## Your instructions
Every line that holds the string "index" is to be identified and copied.

## Exercise material
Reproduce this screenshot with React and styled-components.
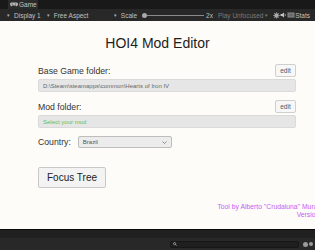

---

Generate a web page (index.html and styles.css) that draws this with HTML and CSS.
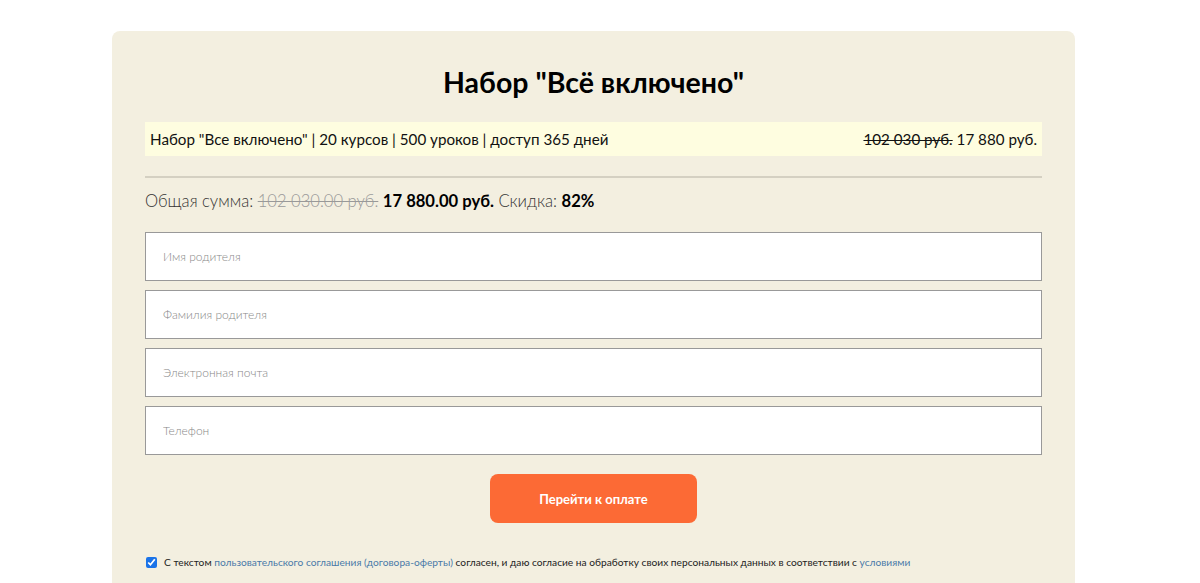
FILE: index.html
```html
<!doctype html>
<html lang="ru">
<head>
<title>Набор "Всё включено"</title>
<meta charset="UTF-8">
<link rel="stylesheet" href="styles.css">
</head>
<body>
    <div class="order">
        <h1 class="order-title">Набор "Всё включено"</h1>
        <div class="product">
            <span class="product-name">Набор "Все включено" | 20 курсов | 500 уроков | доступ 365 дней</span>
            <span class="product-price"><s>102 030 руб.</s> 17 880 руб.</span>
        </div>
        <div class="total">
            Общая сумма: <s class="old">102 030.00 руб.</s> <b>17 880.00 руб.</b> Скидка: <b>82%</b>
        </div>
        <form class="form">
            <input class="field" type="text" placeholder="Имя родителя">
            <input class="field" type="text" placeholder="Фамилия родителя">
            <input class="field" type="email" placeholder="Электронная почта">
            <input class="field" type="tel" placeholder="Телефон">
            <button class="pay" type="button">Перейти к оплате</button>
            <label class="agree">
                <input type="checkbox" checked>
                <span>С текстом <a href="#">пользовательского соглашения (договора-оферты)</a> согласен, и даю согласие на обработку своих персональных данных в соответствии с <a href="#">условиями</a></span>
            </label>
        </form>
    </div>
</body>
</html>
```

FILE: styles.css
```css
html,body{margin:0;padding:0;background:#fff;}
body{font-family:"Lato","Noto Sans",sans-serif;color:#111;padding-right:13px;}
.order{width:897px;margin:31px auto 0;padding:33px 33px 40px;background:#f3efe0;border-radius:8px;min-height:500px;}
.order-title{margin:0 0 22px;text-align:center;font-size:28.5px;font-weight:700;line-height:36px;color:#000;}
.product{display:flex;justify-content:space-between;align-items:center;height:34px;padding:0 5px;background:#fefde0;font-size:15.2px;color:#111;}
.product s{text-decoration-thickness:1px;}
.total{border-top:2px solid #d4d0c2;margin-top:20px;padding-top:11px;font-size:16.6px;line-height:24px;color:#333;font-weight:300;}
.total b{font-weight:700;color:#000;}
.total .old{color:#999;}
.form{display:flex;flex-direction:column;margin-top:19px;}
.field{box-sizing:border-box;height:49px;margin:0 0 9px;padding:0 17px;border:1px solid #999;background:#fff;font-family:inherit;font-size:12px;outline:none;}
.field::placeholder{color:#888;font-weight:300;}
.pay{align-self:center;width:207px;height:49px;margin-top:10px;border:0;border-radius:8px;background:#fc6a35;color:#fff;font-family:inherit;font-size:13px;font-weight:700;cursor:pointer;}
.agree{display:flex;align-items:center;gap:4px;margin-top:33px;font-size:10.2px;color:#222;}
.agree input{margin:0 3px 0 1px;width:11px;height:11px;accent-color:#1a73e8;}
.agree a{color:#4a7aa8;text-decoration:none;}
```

---

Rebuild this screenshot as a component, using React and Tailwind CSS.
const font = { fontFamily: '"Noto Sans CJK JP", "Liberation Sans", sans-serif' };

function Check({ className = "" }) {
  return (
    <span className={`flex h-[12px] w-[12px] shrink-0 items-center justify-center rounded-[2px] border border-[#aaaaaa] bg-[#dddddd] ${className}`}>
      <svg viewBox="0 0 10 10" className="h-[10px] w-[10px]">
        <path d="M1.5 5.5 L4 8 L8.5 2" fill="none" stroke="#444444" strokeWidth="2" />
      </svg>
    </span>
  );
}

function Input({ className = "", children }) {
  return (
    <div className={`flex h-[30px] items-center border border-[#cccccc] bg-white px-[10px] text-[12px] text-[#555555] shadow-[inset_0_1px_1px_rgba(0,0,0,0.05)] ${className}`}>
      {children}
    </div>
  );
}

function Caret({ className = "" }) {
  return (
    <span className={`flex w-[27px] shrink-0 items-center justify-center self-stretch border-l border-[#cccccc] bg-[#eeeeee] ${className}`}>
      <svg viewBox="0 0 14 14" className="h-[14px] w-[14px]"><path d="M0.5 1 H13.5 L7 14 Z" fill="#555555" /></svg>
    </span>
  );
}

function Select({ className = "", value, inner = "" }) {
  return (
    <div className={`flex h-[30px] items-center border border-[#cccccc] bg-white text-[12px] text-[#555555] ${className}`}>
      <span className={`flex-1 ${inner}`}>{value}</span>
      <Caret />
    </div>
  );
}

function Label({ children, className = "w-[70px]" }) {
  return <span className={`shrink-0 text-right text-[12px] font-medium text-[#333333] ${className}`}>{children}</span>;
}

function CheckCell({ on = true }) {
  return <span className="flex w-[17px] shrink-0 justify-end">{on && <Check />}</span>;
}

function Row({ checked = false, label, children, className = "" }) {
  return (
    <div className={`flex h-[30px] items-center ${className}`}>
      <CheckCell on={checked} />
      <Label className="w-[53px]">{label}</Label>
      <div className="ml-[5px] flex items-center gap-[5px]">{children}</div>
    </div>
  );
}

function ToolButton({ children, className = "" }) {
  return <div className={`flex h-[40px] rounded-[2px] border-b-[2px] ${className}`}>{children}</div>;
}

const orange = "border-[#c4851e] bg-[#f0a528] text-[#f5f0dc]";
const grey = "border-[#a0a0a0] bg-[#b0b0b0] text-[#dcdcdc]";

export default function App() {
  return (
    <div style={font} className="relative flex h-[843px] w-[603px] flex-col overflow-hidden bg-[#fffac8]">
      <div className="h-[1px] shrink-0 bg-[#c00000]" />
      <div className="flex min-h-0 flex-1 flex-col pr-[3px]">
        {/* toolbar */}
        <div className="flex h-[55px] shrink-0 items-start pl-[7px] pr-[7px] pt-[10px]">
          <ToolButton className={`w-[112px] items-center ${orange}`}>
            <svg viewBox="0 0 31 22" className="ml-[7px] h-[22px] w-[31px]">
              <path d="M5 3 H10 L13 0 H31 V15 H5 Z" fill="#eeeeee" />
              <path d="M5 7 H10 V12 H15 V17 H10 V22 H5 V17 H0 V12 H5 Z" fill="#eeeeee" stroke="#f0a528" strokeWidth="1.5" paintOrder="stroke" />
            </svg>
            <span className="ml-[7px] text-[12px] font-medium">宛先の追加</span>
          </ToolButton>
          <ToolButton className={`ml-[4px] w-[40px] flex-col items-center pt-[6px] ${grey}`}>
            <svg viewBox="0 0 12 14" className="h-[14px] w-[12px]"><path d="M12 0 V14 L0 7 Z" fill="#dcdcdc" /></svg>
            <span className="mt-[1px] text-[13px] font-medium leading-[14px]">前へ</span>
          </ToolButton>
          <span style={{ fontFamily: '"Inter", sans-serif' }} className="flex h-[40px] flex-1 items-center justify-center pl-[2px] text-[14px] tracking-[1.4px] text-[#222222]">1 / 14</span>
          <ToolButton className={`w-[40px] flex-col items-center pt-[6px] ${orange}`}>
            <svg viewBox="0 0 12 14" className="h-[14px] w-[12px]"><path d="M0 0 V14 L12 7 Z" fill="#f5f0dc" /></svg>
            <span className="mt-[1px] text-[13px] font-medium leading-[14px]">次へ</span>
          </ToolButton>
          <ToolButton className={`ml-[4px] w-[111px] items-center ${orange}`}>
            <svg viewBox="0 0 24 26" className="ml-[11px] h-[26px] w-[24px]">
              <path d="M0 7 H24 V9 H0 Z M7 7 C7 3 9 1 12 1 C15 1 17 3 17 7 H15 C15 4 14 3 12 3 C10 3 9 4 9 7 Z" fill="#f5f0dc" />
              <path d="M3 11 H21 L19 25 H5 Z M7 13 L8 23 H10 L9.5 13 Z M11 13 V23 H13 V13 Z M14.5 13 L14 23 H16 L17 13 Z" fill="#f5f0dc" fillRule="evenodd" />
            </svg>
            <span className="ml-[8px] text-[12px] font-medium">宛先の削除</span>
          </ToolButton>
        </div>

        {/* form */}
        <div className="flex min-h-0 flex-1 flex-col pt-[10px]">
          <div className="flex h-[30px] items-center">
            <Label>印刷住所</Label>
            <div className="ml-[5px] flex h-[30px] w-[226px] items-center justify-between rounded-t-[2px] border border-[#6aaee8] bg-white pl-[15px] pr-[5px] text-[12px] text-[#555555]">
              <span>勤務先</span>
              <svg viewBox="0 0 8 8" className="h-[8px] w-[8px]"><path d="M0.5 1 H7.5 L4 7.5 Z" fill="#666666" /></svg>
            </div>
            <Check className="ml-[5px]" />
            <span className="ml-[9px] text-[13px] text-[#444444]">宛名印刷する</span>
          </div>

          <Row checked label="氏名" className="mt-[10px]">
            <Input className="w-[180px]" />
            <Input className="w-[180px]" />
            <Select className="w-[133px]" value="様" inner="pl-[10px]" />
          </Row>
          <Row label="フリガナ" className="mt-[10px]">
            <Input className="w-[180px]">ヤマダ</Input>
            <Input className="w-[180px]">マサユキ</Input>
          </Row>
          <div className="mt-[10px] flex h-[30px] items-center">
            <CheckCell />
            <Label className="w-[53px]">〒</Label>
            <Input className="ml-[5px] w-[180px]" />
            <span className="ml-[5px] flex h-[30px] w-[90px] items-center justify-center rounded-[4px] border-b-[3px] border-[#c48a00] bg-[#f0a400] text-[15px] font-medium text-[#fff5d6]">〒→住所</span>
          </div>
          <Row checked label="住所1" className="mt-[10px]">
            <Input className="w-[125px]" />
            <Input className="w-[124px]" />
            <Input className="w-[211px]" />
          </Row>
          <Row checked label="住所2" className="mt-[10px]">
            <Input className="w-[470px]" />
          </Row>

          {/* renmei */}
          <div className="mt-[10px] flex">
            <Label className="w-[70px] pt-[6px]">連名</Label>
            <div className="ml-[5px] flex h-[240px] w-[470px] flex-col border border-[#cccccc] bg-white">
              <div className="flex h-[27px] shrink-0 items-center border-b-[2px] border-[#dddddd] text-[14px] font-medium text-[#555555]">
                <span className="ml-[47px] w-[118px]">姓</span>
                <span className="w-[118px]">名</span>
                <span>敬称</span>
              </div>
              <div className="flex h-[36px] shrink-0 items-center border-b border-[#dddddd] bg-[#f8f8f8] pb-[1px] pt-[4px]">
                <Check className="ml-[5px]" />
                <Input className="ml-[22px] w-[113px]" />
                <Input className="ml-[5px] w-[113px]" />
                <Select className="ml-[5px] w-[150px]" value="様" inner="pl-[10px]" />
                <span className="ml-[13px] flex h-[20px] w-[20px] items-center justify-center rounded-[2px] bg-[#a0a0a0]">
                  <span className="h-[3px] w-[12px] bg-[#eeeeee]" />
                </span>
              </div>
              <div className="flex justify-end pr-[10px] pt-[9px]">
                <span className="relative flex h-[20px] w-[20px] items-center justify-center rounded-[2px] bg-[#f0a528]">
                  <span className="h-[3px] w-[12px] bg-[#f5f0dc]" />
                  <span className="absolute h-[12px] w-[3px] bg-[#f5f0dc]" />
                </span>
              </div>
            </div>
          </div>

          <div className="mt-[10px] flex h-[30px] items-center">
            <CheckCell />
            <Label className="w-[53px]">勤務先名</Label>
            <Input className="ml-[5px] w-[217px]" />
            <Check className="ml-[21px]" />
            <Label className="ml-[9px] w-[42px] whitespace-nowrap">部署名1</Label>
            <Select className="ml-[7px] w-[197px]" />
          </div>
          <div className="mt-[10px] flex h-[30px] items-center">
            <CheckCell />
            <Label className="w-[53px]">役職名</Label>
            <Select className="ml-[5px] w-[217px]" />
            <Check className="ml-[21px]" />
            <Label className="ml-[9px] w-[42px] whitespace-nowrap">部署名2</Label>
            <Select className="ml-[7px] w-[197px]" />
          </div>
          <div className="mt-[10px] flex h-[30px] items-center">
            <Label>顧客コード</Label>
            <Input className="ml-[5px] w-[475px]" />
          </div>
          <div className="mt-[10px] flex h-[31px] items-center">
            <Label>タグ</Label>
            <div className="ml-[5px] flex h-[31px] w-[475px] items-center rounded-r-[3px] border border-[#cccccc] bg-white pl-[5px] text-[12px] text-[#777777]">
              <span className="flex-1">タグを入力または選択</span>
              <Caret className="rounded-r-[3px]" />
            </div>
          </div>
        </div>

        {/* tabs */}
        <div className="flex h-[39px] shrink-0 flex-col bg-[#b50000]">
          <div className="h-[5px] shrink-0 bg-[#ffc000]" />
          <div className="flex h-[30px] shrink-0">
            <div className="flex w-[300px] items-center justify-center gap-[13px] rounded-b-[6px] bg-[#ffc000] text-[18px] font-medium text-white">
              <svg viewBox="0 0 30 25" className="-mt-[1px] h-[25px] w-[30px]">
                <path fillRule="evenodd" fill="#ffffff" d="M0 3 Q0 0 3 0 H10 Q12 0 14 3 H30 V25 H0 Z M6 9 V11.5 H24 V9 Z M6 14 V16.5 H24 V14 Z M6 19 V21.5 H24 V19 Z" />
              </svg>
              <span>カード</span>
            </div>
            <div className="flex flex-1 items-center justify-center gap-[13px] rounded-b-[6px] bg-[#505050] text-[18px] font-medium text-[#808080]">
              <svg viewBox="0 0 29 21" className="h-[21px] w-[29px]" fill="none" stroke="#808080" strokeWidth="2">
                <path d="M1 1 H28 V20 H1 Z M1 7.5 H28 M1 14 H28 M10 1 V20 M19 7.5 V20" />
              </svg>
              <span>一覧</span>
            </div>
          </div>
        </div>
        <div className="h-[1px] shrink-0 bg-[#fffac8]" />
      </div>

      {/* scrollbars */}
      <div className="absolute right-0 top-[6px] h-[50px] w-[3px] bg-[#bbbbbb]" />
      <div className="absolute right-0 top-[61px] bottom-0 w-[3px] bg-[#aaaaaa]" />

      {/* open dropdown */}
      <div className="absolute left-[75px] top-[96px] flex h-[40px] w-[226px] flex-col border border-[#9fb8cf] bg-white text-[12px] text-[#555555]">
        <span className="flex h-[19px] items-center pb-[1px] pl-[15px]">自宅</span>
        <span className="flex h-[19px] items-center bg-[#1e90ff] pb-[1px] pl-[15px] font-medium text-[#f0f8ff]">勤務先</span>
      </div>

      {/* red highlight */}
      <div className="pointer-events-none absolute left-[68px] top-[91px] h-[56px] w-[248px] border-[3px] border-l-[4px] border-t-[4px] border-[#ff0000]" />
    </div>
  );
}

## Correct output
Generate a web page (index.html and styles.css) that draws this with HTML and CSS.
FILE: index.html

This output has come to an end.